This is Exercise 6.12 from Rudin's RCA.
Let $\mathscr{M}$ be the collection of all sets $E$ in the unit interval $[0,1]$ such that either $E$ or its complement is at most countable. Let $\mu$ be the counting measure on this $\sigma$-algebra $\mathscr{M}$. If $g(x)=x$ for $0\le x \le 1$ show that $g$ is not $\mathscr{M}$-measurable,although the mapping
$$f \mapsto \sum xf(x) = \int fg d\mu$$ makes sense for every $f\in L^1(\mu)$ and defines a bounded linear functional on $L^1(\mu)$. Thus $(L^1)^* \neq L^\infty$ in this situation.

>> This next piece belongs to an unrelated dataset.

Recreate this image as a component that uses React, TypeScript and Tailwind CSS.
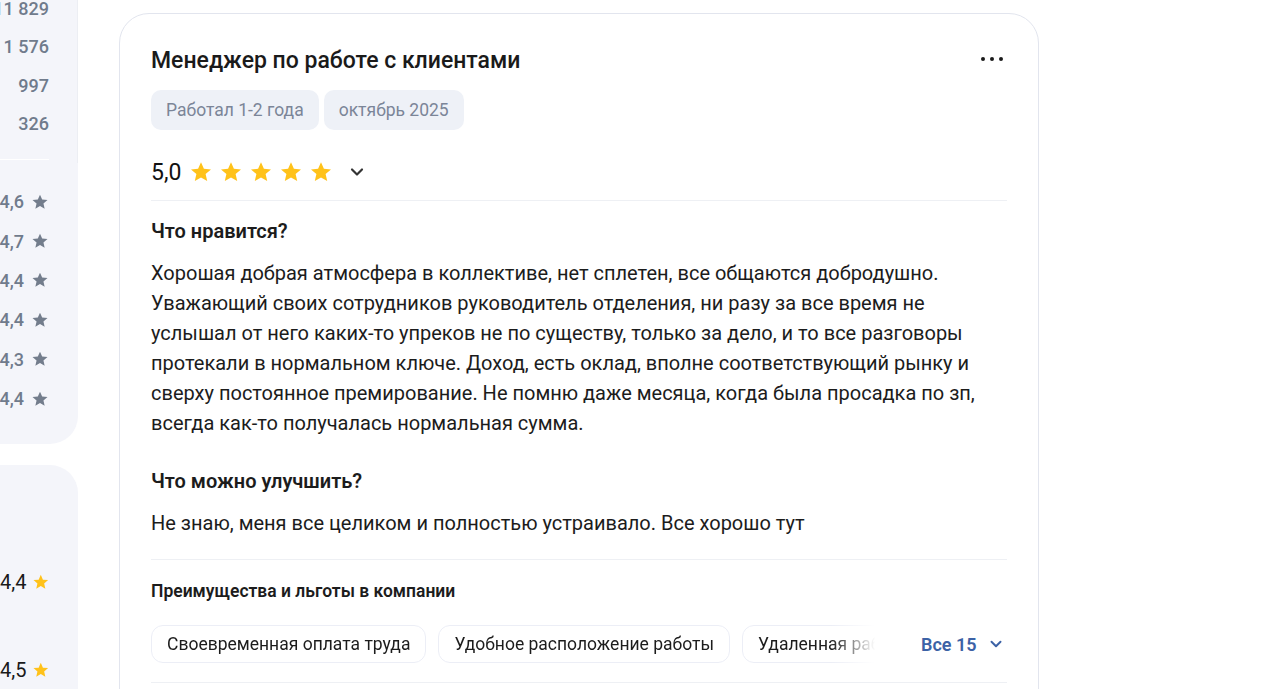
const Star = ({ className }: { className: string }) => (
  <svg viewBox="0 0 24 24" className={className} fill="currentColor" aria-hidden="true">
    <path d="M12 2.2l2.9 6.6 7.1.6-5.4 4.7 1.6 7-6.2-3.7-6.2 3.7 1.6-7L2 9.4l7.1-.6z" />
  </svg>
);

const Chevron = ({ className }: { className: string }) => (
  <svg viewBox="0 0 24 24" className={className} fill="none" stroke="currentColor" strokeWidth="2.6" strokeLinecap="round" strokeLinejoin="round" aria-hidden="true">
    <polyline points="6 9 12 15 18 9" />
  </svg>
);

const counts = ["11 829", "1 576", "997", "326"];
const ratings = ["4,6", "4,7", "4,4", "4,4", "4,3", "4,4"];

const liked = [
  "Хорошая добрая атмосфера в коллективе, нет сплетен, все общаются добродушно.",
  "Уважающий своих сотрудников руководитель отделения, ни разу за все время не",
  "услышал от него каких-то упреков не по существу, только за дело, и то все разговоры",
  "протекали в нормальном ключе. Доход, есть оклад, вполне соответствующий рынку и",
  "сверху постоянное премирование. Не помню даже месяца, когда была просадка по зп,",
  "всегда как-то получалась нормальная сумма.",
];

const benefits = ["Своевременная оплата труда", "Удобное расположение работы", "Удаленная работа"];

export default function App() {
  return (
    <div
      className="flex h-[689px] w-[1261px] gap-[41px] overflow-hidden bg-white"
      style={{ fontFamily: "Roboto, 'Noto Sans', sans-serif" }}
    >
      {/* left sidebar, clipped */}
      <aside className="flex w-[78px] shrink-0 flex-col">
        <div className="relative h-[444px] overflow-hidden rounded-br-[28px] bg-[#f4f5fa] pr-[29px]">
          <div className="absolute right-0 top-0 h-[163px] w-px bg-[#eceef3]" />
          <ul className="-mt-[11px] flex flex-col items-end text-[18px] font-medium text-[#707b8c]">
            {counts.map((c) => (
              <li key={c} className="flex h-[38.5px] items-center whitespace-nowrap">{c}</li>
            ))}
          </ul>
          <div className="ml-auto mt-[16px] h-px w-[49px] bg-white" />
          <ul className="mt-[22px] flex flex-col items-end text-[18px] font-medium text-[#707b8c]">
            {ratings.map((r, i) => (
              <li key={i} className="flex h-[39.4px] items-center gap-[7px] whitespace-nowrap">
                {r}
                <Star className="h-[18px] w-[18px] text-[#737d8c]" />
              </li>
            ))}
          </ul>
        </div>
        <div className="mt-[21px] flex-1 rounded-tr-[28px] bg-[#f4f5fa] pr-[28px]">
          <div className="mt-[102px] flex items-center justify-end gap-[6px] text-[20px] text-[#1a1a1a]">
            4,4 <Star className="h-[22px] w-[22px] text-[#ffc21a]" />
          </div>
          <div className="mt-[58px] flex items-center justify-end gap-[6px] text-[20px] text-[#1a1a1a]">
            4,5 <Star className="h-[22px] w-[22px] text-[#ffc21a]" />
          </div>
        </div>
      </aside>

      {/* review card */}
      <section className="mt-[13px] h-[720px] w-[920px] shrink-0 rounded-[30px] border border-[#e2e5ee] bg-white px-[31px] pt-[33px] text-[#1c1c1c]">
        <div className="flex items-start justify-between">
          <h2 className="text-[23px] font-medium leading-[28px] text-[#1a1a1a]">Менеджер по работе с клиентами</h2>
          <button className="mr-[4px] mt-[10px] flex gap-[5px]" aria-label="Ещё">
            <span className="h-[4px] w-[4px] rounded-full bg-[#1a1a1a]" />
            <span className="h-[4px] w-[4px] rounded-full bg-[#1a1a1a]" />
            <span className="h-[4px] w-[4px] rounded-full bg-[#1a1a1a]" />
          </button>
        </div>

        <div className="mt-[15px] flex gap-[5px]">
          <span className="flex h-[40px] items-center rounded-[10px] bg-[#eef1f7] px-[15px] text-[17.5px] text-[#7b8598]">Работал 1-2 года</span>
          <span className="flex h-[40px] items-center rounded-[10px] bg-[#eef1f7] px-[15px] text-[17.5px] text-[#7b8598]">октябрь 2025</span>
        </div>

        <div className="mt-[26px] flex h-[32px] items-center">
          <span className="text-[23px] leading-none text-[#111]">5,0</span>
          <div className="ml-[8px] flex gap-[6px]">
            {[0, 1, 2, 3, 4].map((i) => (
              <Star key={i} className="h-[24px] w-[24px] text-[#ffc21a]" />
            ))}
          </div>
          <Chevron className="ml-[14px] h-[20px] w-[20px] text-[#333]" />
        </div>

        <div className="mt-[12px] h-px bg-[#eef0f4]" />

        <h3 className="mt-[18px] text-[20px] font-semibold leading-[24px]">Что нравится?</h3>
        <p className="mt-[15px] text-[20px] leading-[30px]">
          {liked.map((l, i) => (
            <span key={i} className="block whitespace-nowrap">{l}</span>
          ))}
        </p>

        <h3 className="mt-[31px] text-[20px] font-semibold leading-[24px]">Что можно улучшить?</h3>
        <p className="mt-[15px] text-[20px] leading-[30px]">Не знаю, меня все целиком и полностью устраивало. Все хорошо тут</p>

        <div className="mt-[21px] h-px bg-[#eef0f4]" />

        <h4 className="mt-[20px] text-[17.5px] font-semibold leading-[22px]">Преимущества и льготы в компании</h4>

        <div className="mt-[23px] flex items-center">
          <div
            className="flex w-[724px] gap-[12px] overflow-hidden"
            style={{ maskImage: "linear-gradient(to right, black 680px, transparent 724px)" }}
          >
            {benefits.map((b) => (
              <span key={b} className="flex h-[38px] shrink-0 items-center whitespace-nowrap rounded-[12px] border border-[#eceef6] px-[15px] text-[17.5px] text-[#1c1c1c]">
                {b}
              </span>
            ))}
          </div>
          <button className="ml-[46px] flex items-center gap-[10px] text-[18px] font-semibold text-[#3c62a6]">
            Все 15
            <Chevron className="h-[18px] w-[18px]" />
          </button>
        </div>

        <div className="mt-[19px] h-px bg-[#eef0f4]" />
      </section>
    </div>
  );
}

It is easy to prove the assertions. Why does this lead to $(L^1)^* \neq L^\infty$? We have only shown the existence of a bounded linear functional of the form $\int fg d\mu$ where $g \notin L^\infty$. Thus, the canonical map $g \mapsto (f \mapsto \int fg d\mu)$ is not isomorphic, but why is this enough to conclude that $(L^1)^* \neq L^\infty$? Is it not possible that there may be other isomorphism that maps an element of $L^\infty$ to the map $f \mapsto \int fg d\mu$?
Best Answer
If $\int fg \, d\mu = \int x f \, d\mu$ for all $f\in L^1(\mu)$, then necessarily $g(x) = x$. To see this, fix $y \in [0,1]$ and choose $$ f(x) = \begin{cases} 1, & x=y, \\ 0, & \text{otherwise}. \end{cases} $$ Then $g(y) = \int f g \, d\mu = \int x f \, d\mu = y$. But $y$ was arbitrary, so $g(x) = x$ for all $x\in [0,1]$.